City analysts warned that the Eurasian Natural Resources Corporation (ENRC) had become a "no-go" for investors worried about corporate governance issues yesterday as the Kazakh miner sought to reassure the market by saying that its widely-watched boardroom review was "well under way".
The group said the results of a three-month review, announced in June alongside the departure of four non-executive directors, including the City grandee Sir Richard Sykes, would be out in mid-September.
ENRC also expressed confidence that the exercise would result in a "properly constituted board, which will encompass the interests of all stakeholders".
But Collins Stewart analysts said: "Given the recent issues this seems to be a highly optimistic statement and is likely to be sceptically received by investors." The broker also highlighted the fact that, among the big mining companies, ENRC's shares were the second cheapest, behind those issued by the controversial Indian miner Vedanta Resources – a state of affairs that its analysts said was set to persist as the Kazakh group had become a "no-go stock for many investors due to corporate governance issues".
The business, which is about 44 per cent owned by its three Kazakh founders, Alexander Mashkevitch, Alijan Ibragimov and Patokh Chodiev, has seen its share price fall by more than 35 per cent since the beginning of this year.
Yesterday, as it posted a 33 per cent increase in underlying earnings before interest tax, depreciation and amortisation, its chief executive Felix Vulis attempted to reassure investors by promising an independent board.
"We are on target and some time in mid-September we will come out with the full review and the full results of the review," he said. "[We are] committed to a full independent board, I can assure you of that."
The issue burst out into the open in June, when Sir Richard Sykes, the company's senior independent director, and non-executive director Ken Olisa were voted out, while two other directors – Abdraman Yedilbayev and Eduard Utepov – decided against seeking re-election.

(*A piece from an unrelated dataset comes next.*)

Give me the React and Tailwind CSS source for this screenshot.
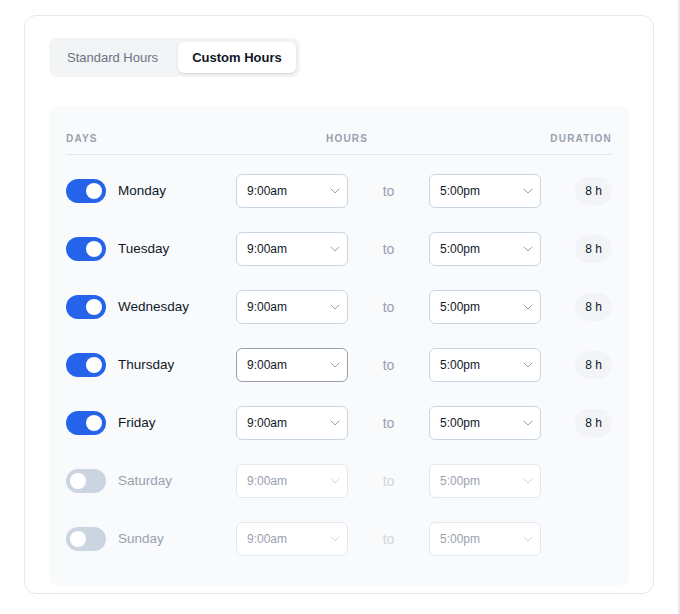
import React from 'react';

const days = [
    { name: 'Monday', on: true },
    { name: 'Tuesday', on: true },
    { name: 'Wednesday', on: true },
    { name: 'Thursday', on: true, focus: true },
    { name: 'Friday', on: true },
    { name: 'Saturday', on: false },
    { name: 'Sunday', on: false },
];

const Chevron = ({ faded }) => (
    <svg width="10" height="6" viewBox="0 0 10 6" fill="none" className={faded ? 'text-gray-300' : 'text-gray-400'}>
        <path d="M1 1l4 4 4-4" stroke="currentColor" strokeWidth="1" strokeLinecap="round" strokeLinejoin="round" />
    </svg>
);

const Select = ({ value, focus, disabled }) => (
    <div
        className={`w-[112px] h-[34px] flex items-center justify-between pl-[10px] pr-[7px] bg-white rounded-md border text-[12px] ${
            disabled ? 'border-slate-200' : focus ? 'border-gray-400' : 'border-slate-300'
        }`}
    >
        <span className={disabled ? 'text-gray-400' : 'text-gray-900'}>{value}</span>
        <Chevron faded={disabled} />
    </div>
);

const Toggle = ({ on }) => (
    <div className={`w-[40px] h-[24px] rounded-full flex items-center px-[4px] ${on ? 'bg-[#2563eb] justify-end' : 'bg-[#cbd5e1] justify-start'}`}>
        <div className="w-[16px] h-[16px] rounded-full bg-white" />
    </div>
);

const DayRow = ({ day }) => (
    <div className="h-[58px] flex items-center">
        <div className="w-[170px] flex items-center gap-3">
            <Toggle on={day.on} />
            <span className={`text-[13.5px] ${day.on ? 'text-gray-900' : 'text-gray-400'}`}>{day.name}</span>
        </div>
        <Select value="9:00am" focus={day.focus} disabled={!day.on} />
        <div className={`w-[81px] text-center text-[14px] ${day.on ? 'text-gray-400' : 'text-gray-300'}`}>to</div>
        <Select value="5:00pm" disabled={!day.on} />
        <div className="flex-1 flex justify-end">
            {day.on && (
                <span className="h-[28px] px-[10px] flex items-center rounded-full bg-gray-100 text-[12px] text-gray-900">8 h</span>
            )}
        </div>
    </div>
);

export default function App() {
    return (
        <div className="min-h-[614px] bg-white flex" style={{ fontFamily: '"Liberation Sans", Arial, sans-serif' }}>
            <div className="flex-1 pt-[15px] pl-[24px] pr-[24px]">
                <div className="border border-gray-200 rounded-xl pt-[22px] pb-[8px] px-[24px]">
                    <div className="inline-flex bg-gray-100 rounded-lg p-[4px] w-[251px]">
                        <div className="w-[125px] h-[31px] flex items-center pl-[14px] text-[13px] text-gray-500">Standard Hours</div>
                        <div className="w-[118px] h-[31px] flex items-center justify-center text-[13px] font-bold text-gray-900 bg-white rounded-md shadow-sm">Custom Hours</div>
                    </div>

                    <div className="mt-[29px] bg-slate-50 rounded-lg px-[17px] pt-[25px] pb-[17px]">
                        <div className="flex items-center pb-[7px] border-b border-gray-200 text-[10px] font-bold tracking-[0.12em] text-gray-400 leading-[16px]">
                            <span className="w-[260px]">DAYS</span>
                            <span>HOURS</span>
                            <span className="ml-auto">DURATION</span>
                        </div>
                        <div className="mt-[7px]">
                            {days.map((day) => (
                                <DayRow key={day.name} day={day} />
                            ))}
                        </div>
                    </div>
                </div>
            </div>
            <div className="w-[2px] bg-gray-200" />
        </div>
    );
}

In a valedictory letter to the board, Mr Olisa said the company's "chronic failure to meet the governance standards expected of a FTSE 100 company" had been "laid bare" by an Institute of Chartered Secretaries and Administrators review – but that no action had been taken. He added that he had raised the view that ENRC faced a choice between a governance model where the founding shareholders "take a big step back and let the board of ENRC govern the company independently, or they should take a big step forward and play a hands-on role in the strategic and operational detail of the business". "Neither is the right answer per se, but a hybrid is definitely the wrong one," he said.
Mr Olisa also claimed that the decision to vote him and Sir Richard off the board at the annual meeting in June was in "absolute contravention of assurances" given the week before, characterising the action "more Soviet than City".
Earlier, speculation – denied by Mr Olisa and Sir Richard – had centred on possible board-level disagreements over ENRC's decision last year to buy a stake in Camrose, which owns the permit to run the Kolwezi project in the Democratic Republic of Congo.
First Quantum, the previous owner of the permit, had had its licence revoked by Government, and is currently seeking compensation over the move.
Last month, a British Virgin Islands court reserved judgment on an application by ENRC units to strike out a $2bn (£1.2bn) claim by First Quantum.